Mais l'ex-conseiller n'a pas la tête aux études. Interrogé par Forum sur l'accueil hostile que son livre a reçu dans les cercles souverainistes, il a tenu à tempérer les choses. "Les jeunes chroniqueurs souverainistes ont plutôt tendance à m'appuyer, contrairement aux vieux comme Pierre Bourgault. Mais cinq députés du Bloc québécois m'ont publiquement soutenu. Et le débat lui-même continue de progresser. Non, je suis assez content malgré ce que les médias en disent."

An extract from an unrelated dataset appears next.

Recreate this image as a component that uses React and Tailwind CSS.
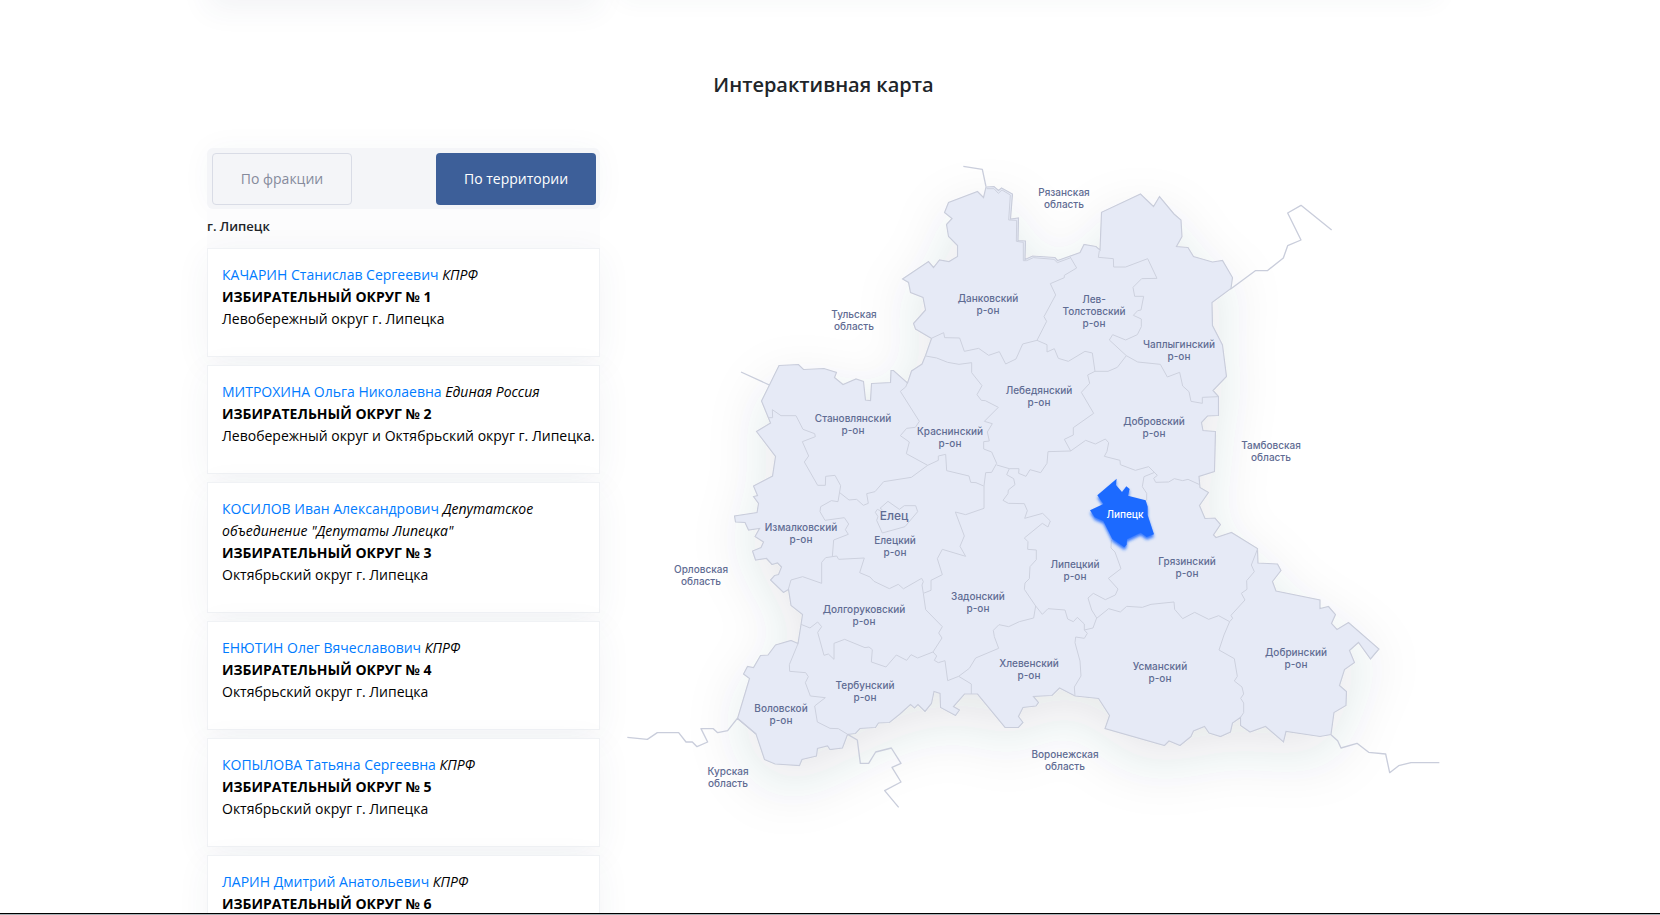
import React from 'react'

const deputies = [
    { id: 1, name: "КАЧАРИН Станислав Сергеевич", party: "КПРФ", area: "Левобережный округ г. Липецка" },
    { id: 2, name: "МИТРОХИНА Ольга Николаевна", party: "Единая Россия", area: "Левобережный округ и Октябрьский округ г. Липецка." },
    { id: 3, name: "КОСИЛОВ Иван Александрович", party: "Депутатское объединение \"Депутаты Липецка\"", area: "Октябрьский округ г. Липецка" },
    { id: 4, name: "ЕНЮТИН Олег Вячеславович", party: "КПРФ", area: "Октябрьский округ г. Липецка" },
    { id: 5, name: "КОПЫЛОВА Татьяна Сергеевна", party: "КПРФ", area: "Октябрьский округ г. Липецка" },
    { id: 6, name: "ЛАРИН Дмитрий Анатольевич", party: "КПРФ" },
]

const region = "986,187 994,186.5 998.5,190.5 1001.5,188 1012.5,194 1010.5,219 1018.5,218 1018,240.5 1025.5,241 1025,259.5 1032.5,256 1055,257.5 1057.5,260.5 1080,252.5 1084,244.5 1096,246.5 1100,250 1101.5,212.3 1140.5,194 1153.5,206.5 1159.5,196.5 1174,214 1181,220 1182,236.5 1176.5,246.5 1188,247.5 1193.5,256.5 1212.5,262 1222.5,260.5 1232.5,277.5 1231,288.5 1212,302.5 1212.5,325.5 1222.5,345 1226.5,376.5 1213,390.5 1218.5,396.5 1218.5,415.5 1207.5,416 1201.5,422.5 1203,430.5 1215.5,431.5 1214.5,471.5 1199,476.5 1200,487.5 1208.5,492.5 1199.5,505.5 1205,518.5 1215,518 1220.5,524.5 1213.5,535 1216,537.5 1231.5,532.5 1257.5,548.5 1258,563 1277.5,564 1281,570.5 1272.5,581.5 1276,591 1320,600 1320,608.5 1328.5,606.5 1335.5,614.5 1331.5,623.5 1337,629.5 1348.5,622.5 1379,649 1370.5,659 1358.5,642.5 1349.5,650.5 1354.5,662.5 1344.5,669.5 1339.5,685.5 1346.5,691.5 1346,705.5 1334,712.5 1331,734.5 1320,736.5 1286,731.5 1283.5,742 1265.5,726.5 1250,732 1240.5,725.5 1240.5,717.5 1232.5,723 1230.5,732 1220.5,736.5 1209,733 1204.5,726.5 1193.5,731 1191,736.5 1180,745.5 1169,741 1164.5,745.5 1105,728.5 1109.5,715.5 1098.5,698.5 1075,696 1059.5,688 1052,695.5 1033.5,696.5 1038.5,702.5 1036,706 1023,707.5 1018.5,716.5 1023,722.5 1018.5,727.5 1005,727.5 977.5,694 964.5,694 953.5,706.5 959.5,710 955.5,715.5 940.5,707.5 940,693.5 934,691.5 931.5,703.5 925,711.5 918,704.5 914.5,708 910.5,704.5 900,714 889.5,722.5 878.5,723 875.5,727.5 860,728.5 855.5,733.5 847.5,734.5 842.5,748 830,749.5 827.5,746 817.5,748.5 816.5,756 802,759.5 799.5,765.5 775,764 764.5,759.5 756,734 737.5,718.5 749.5,678.5 743.5,674 747.5,666.5 753.5,667.5 760.5,655.5 768,655 775.5,645 791,640.5 798,643.5 801,624.5 802.5,614.5 791,605.5 788.5,589.5 783.5,592.5 770.5,580 774.5,575.5 778.5,574.5 781.5,567 777.5,563 772,564.5 766.5,558.5 755.5,560 752.5,551 761,547.5 763.5,542 755,536.5 759.5,528.5 748.5,530 745,522.5 735.5,522 734.5,516 757,512.5 758.5,503.5 753.5,496.5 757.5,495.5 753.5,486 772.5,476 775.5,456.5 756.5,431.5 770.5,423 761.5,401 779,365.5 798.5,364.5 803.5,369.5 824,368.5 836.5,372.5 834.5,377.5 843,384.5 856,379 863.5,381.5 865.5,400 870.5,400.5 871.5,383.5 890.5,382.5 891,370.5 893.5,370.5 907.5,383 911.5,371 922,364 925.5,355.5 931.5,338.5 915.5,329 913.5,323.5 925.5,310 923,297.5 910.5,292.5 908.5,282.5 902.5,279 928.5,261.5 933.5,267.5 939.5,260 949,261.5 957.5,256.5 957.5,245.5 948.5,236.5 946.5,224.5 952,218.5 944.5,212.5 948.5,202.5 977.5,191.5 983.5,197.5"

// district borders, each sheet has its own origin and is drawn at 3:1
const sheets = [
    {
        origin: "translate(880 150) scale(0.33333)",
        lines: [
            "570,320 590,354 553,376 553,383 511,401 527,435 492,500 500,514 471,571",
            "154,565 191,548 194,563 239,564 253,604 296,595 326,616 358,605 377,642 408,627 428,582 471,571 501,584 501,606 523,596 535,625 565,634 615,604 637,609 645,664",
            "320,116 342,116 355,130 366,120 391,135 386,210 410,211 409,274 430,277 430,332 440,332 460,323 522,328 532,338 570,324",
        ],
        roads: ["250,49 307,58 318,110"],
    },
    {
        origin: "translate(1090 180) scale(0.33333)",
        lines: [
            "28,212 25,232 70,236 71,261 107,261 173,236 201,295 155,296 129,322 134,349 161,349 153,390 143,392 130,406 154,417 154,440 142,464 107,480 68,464 58,480 109,527 82,562 54,574 15,574",
            "109,527 143,546 211,553 232,591 269,577 278,618 297,635 303,664 337,670 337,652 385,650",
        ],
        roads: ["421,328 496,272 532,272 580,234 593,197 633,180 593,99 633,76 725,150"],
    },
    {
        origin: "translate(920 330) scale(0.33333)",
        lines: [
            "17,78 50,84 83,97 117,103 155,98 155,128 186,167 171,194 184,211 196,212 235,232 193,274 217,281 202,306 208,333 191,335 191,357 215,366 230,400 215,427 197,428 192,468 192,535",
            "525,124 503,135 509,160 484,187 521,250 460,293 460,315 433,328 452,363 384,365 381,400 362,428 330,419 318,439 296,430 297,416 268,416 230,405",
            "452,363 497,331 526,342 556,327 566,338 561,364 553,379 600,391 601,404 646,421 686,410 712,436 701,445 707,457 746,456 763,446 788,452 804,448 837,463",
            "704,427 672,440 667,470 680,490 680,512",
        ],
        roads: [],
    },
    {
        origin: "translate(900 460) scale(0.33333)",
        lines: [
            "252,145 197,164 166,156 193,228 180,259 197,289 127,268 112,296 127,344 93,361 93,391 70,400",
            "328,26 320,44 341,56 345,74 325,90 324,101 309,121 325,130 373,131 382,152 374,175 428,160 451,183 444,201 427,190 373,234 384,245 383,268 409,270 409,299 390,320 388,356 375,369 373,388 407,438 427,463 444,446 495,450 503,477 520,485 532,472 553,492 553,510 562,520 553,535 527,531 525,548 540,603 543,648 523,681 525,708",
            "634,240 633,264 645,276 663,326 625,355 654,387 646,405 616,419 580,400 564,414 575,450 590,474",
            "553,510 579,504 590,474",
            "407,438 401,474 358,485 326,500 297,494 280,511 283,530 296,565 227,594 208,625 176,649 214,672 214,702",
            "11,386 65,355 70,365 66,375 70,400 77,449 127,500 116,519 126,534 99,576 110,588 103,601 115,608 135,602 143,662 176,649",
        ],
        roads: [],
    },
    {
        origin: "translate(1080 400) scale(0.33333)",
        lines: [
            "50,655 86,626 121,636 140,619 187,622 213,613 282,606 284,628 308,656 344,637 386,658 416,647 449,665 458,655 453,646 495,600 484,580 501,568 500,542 523,515 514,495 533,446",
            "449,665 432,705 417,750 463,776 472,829 463,843 486,861 491,882 482,895 491,909 491,938 481,953",
        ],
        roads: ["753,1004 773,1022 783,1044 831,1030 866,1057 917,1062 929,1118 956,1097 993,1088 1078,1088"],
    },
    {
        origin: "translate(720 340) scale(0.33333)",
        lines: [
            "337,650 341,600 385,583 376,569 386,552 373,533 315,541 300,515 302,500 334,482 354,485 362,437 345,406 317,409 316,436 293,436 253,366 266,348 247,305 286,290 284,281 249,268 228,227 183,227 157,209 158,233 146,233",
            "358,457 387,480 410,478 430,496 445,490 440,461 465,455 491,425 574,412 623,376 655,361 655,348 677,343 680,392 747,408 752,427 768,428 791,438",
            "562,129 557,141 541,154 598,244 586,262 560,265 541,287 568,306 559,341 623,376",
            "487,509 480,505 504,484 538,508 553,497 587,497 593,515 555,560 487,579 470,541 474,530 466,517 472,508 487,515",
        ],
        roads: ["63,96 148,135"],
    },
    {
        origin: "translate(620 500) scale(0.33333)",
        lines: [
            "505,268 513,240 548,230 605,250 605,187 617,173 650,168 656,178 733,174 719,218 750,231 762,244 808,266 835,253 851,267",
            "543,373 570,384 593,366 605,380 593,397 612,466 625,462 642,478 642,430 674,418 735,443 747,441 757,449 754,486 798,501 829,465 860,481 873,464 893,474 939,456",
            "534,431 508,494 509,514 557,518 565,530 556,548 571,588 616,593 584,618 592,666 630,685 655,686 683,703",
        ],
        roads: [
            "22,712 82,718 112,698 176,698 198,726 217,726 231,740 263,726 243,686 280,686 293,698 323,692 352,655 408,702",
            "683,703 712,720 721,790 746,790 767,756 814,744 843,790 816,802 843,846 794,872 836,922",
        ],
    },
]

const lipetsk = "110,236 108,255 126,276 139,259 149,267 144,287 197,301 203,320 203,345 222,403 200,411 182,398 141,418 140,434 133,442 97,417 70,363 44,352 30,331 70,312 52,286"

const labels = [
    { x: 1064, y: 196, text: ["Рязанская", "область"] },
    { x: 854, y: 318, text: ["Тульская", "область"] },
    { x: 1271, y: 449, text: ["Тамбовская", "область"] },
    { x: 701, y: 573, text: ["Орловская", "область"] },
    { x: 728, y: 775, text: ["Курская", "область"] },
    { x: 1065, y: 758, text: ["Воронежская", "область"] },
    { x: 988, y: 302, text: ["Данковский", "р-он"] },
    { x: 1094, y: 303, text: ["Лев-", "Толстовский", "р-он"] },
    { x: 1179, y: 348, text: ["Чаплыгинский", "р-он"] },
    { x: 853, y: 422, text: ["Становлянский", "р-он"] },
    { x: 950, y: 435, text: ["Краснинский", "р-он"] },
    { x: 1039, y: 394, text: ["Лебедянский", "р-он"] },
    { x: 1154, y: 425, text: ["Добровский", "р-он"] },
    { x: 801, y: 531, text: ["Измалковский", "р-он"] },
    { x: 895, y: 544, text: ["Елецкий", "р-он"] },
    { x: 864, y: 613, text: ["Долгоруковский", "р-он"] },
    { x: 865, y: 689, text: ["Тербунский", "р-он"] },
    { x: 781, y: 712, text: ["Воловской", "р-он"] },
    { x: 978, y: 600, text: ["Задонский", "р-он"] },
    { x: 1029, y: 667, text: ["Хлевенский", "р-он"] },
    { x: 1075, y: 568, text: ["Липецкий", "р-он"] },
    { x: 1187, y: 565, text: ["Грязинский", "р-он"] },
    { x: 1160, y: 670, text: ["Усманский", "р-он"] },
    { x: 1296, y: 656, text: ["Добринский", "р-он"] },
]

function Deputy(props) {
    return (
        <li className="border border-[#f0f2f5] bg-white pt-[15px] pb-[26px] pl-[14px] shadow-[0_8px_34px_rgba(50,65,100,0.06)]">
            <p>
                <a href="#deputy" className="text-[#007bff]">{props.name}</a> <em>{props.party}</em>
            </p>
            <p className="font-bold">ИЗБИРАТЕЛЬНЫЙ ОКРУГ № {props.id}</p>
            {props.area && <p className="whitespace-nowrap">{props.area}</p>}
        </li>
    )
}

function RegionMap() {
    return (
        <svg viewBox="620 148 820 680" className="w-full overflow-visible" role="img" aria-label="Липецкая область">
            <defs>
                <filter id="haze" x="-20%" y="-20%" width="140%" height="140%">
                    <feDropShadow dx="0" dy="20" stdDeviation="28" floodColor="#3c4257" floodOpacity="0.12" />
                </filter>
                <filter id="glow" x="-20%" y="-20%" width="140%" height="140%">
                    <feDropShadow dx="0" dy="8" stdDeviation="4" floodColor="#1f6bff" floodOpacity="0.9" />
                </filter>
            </defs>
            <polygon points={region} fill="#e6eaf6" stroke="#c9cddb" strokeWidth="1.2" filter="url(#haze)" />
            {sheets.map((sheet) => (
                <g key={sheet.origin} transform={sheet.origin} fill="none" strokeLinejoin="round">
                    {sheet.lines.map((points) => (
                        <polyline key={points} points={points} stroke="#cdd1de" strokeWidth="3" />
                    ))}
                    {sheet.roads.map((points) => (
                        <polyline key={points} points={points} stroke="#c9cddb" strokeWidth="4" />
                    ))}
                </g>
            ))}
            <g transform="translate(1080 400) scale(0.33333)">
                <polygon points={lipetsk} fill="#1f6bff" filter="url(#glow)" />
            </g>
            <g className="font-['Inter'] text-[10px] font-medium" fill="#5f6c93" textAnchor="middle">
                {labels.map((label) => (
                    <text key={label.text.join(" ")} y={label.y}>
                        {label.text.map((line, i) => (
                            <tspan key={line} x={label.x} dy={i ? 12 : 0}>{line}</tspan>
                        ))}
                    </text>
                ))}
                <text x="894" y="520" className="text-[12px]">Елец</text>
                <text x="1125" y="518" fill="#ffffff">Липецк</text>
            </g>
        </svg>
    )
}

export default function App() {
    return (
        <div className="relative h-screen overflow-hidden bg-white pr-[13px] font-['Open_Sans',sans-serif] text-[#212529]">
            <div className="mx-auto max-w-[1233px]">
                <div className="-mt-16 flex gap-5">
                    <div className="h-16 w-[393px] shrink-0 shadow-[0_10px_30px_rgba(50,65,100,0.06)]"></div>
                    <div className="h-16 flex-grow shadow-[0_2px_24px_rgba(50,75,90,0.04)]"></div>
                </div>
                <h2 className="mt-[70px] text-center text-[20px] leading-[30px] font-semibold">Интерактивная карта</h2>
                <div className="mt-12 flex items-start gap-5">
                    <section className="w-[393px] shrink-0">
                        <div className="flex justify-between rounded-md bg-[#f4f5f8] pt-[5px] pr-1 pb-1 pl-[5px] text-sm shadow-[0_0_30px_rgba(50,65,100,0.04)]">
                            <button className="h-[52px] w-[140px] rounded border border-[#d9dce6] text-[#868b9c]">По фракции</button>
                            <button className="h-[52px] w-40 rounded bg-[#3d5f99] text-white">По территории</button>
                        </div>
                        <div className="bg-[#fcfcfd] pt-[6px] pb-[11px]">
                            <h3 className="text-[13px] leading-[22px] font-semibold">г. Липецк</h3>
                        </div>
                        <ul className="flex flex-col gap-2 text-sm leading-[22px] text-black">
                            {deputies.map((deputy) => (
                                <Deputy key={deputy.id} {...deputy} />
                            ))}
                        </ul>
                    </section>
                    <div className="flex-grow">
                        <RegionMap />
                    </div>
                </div>
            </div>
            <div className="absolute inset-x-0 bottom-0 h-[2px] border-t border-black bg-[#a9b0b5]"></div>
        </div>
    )
}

Et la souveraineté, se fera-t-elle un jour? "Si le mur de Berlin est tombé, c'est que rien n'est impossible", croit l'auteur de Sortie de secours.

Mathieu-Robert Sauvé


La question

Voici la question à laquelle les Québécois seraient appelés à répondre dans le cadre d'un référendum avant la fin du présent mandat du gouvernement péquiste, selon Jean-François Lisée:

"Désirez-vous que l'Assemblée nationale et le gouvernement du Québec obtiennent, au sein du Canada, la capacité d'affirmer, lorsqu'ils le jugent opportun, leur autonomie pleine et entière en matière de langue et de droits linguistiques, de culture, de communications, d'immigration, d'éducation, de recherche, de santé et de programmes sociaux, de même que la capacité de gérer la représentation de la réalité québécoise dans le monde à même sa part de budgets et des services des ambassades canadiennes; la garantie que jamais moins des trois quarts des taxes et impôts perçus au Québec seront versés au budget du Québec; la mise en place d'un mécanisme d'arbitrage décisionnel qui puisse trancher les litiges budgétaires majeurs et l'obtention d'un droit de veto sur toute modification à ces droits?"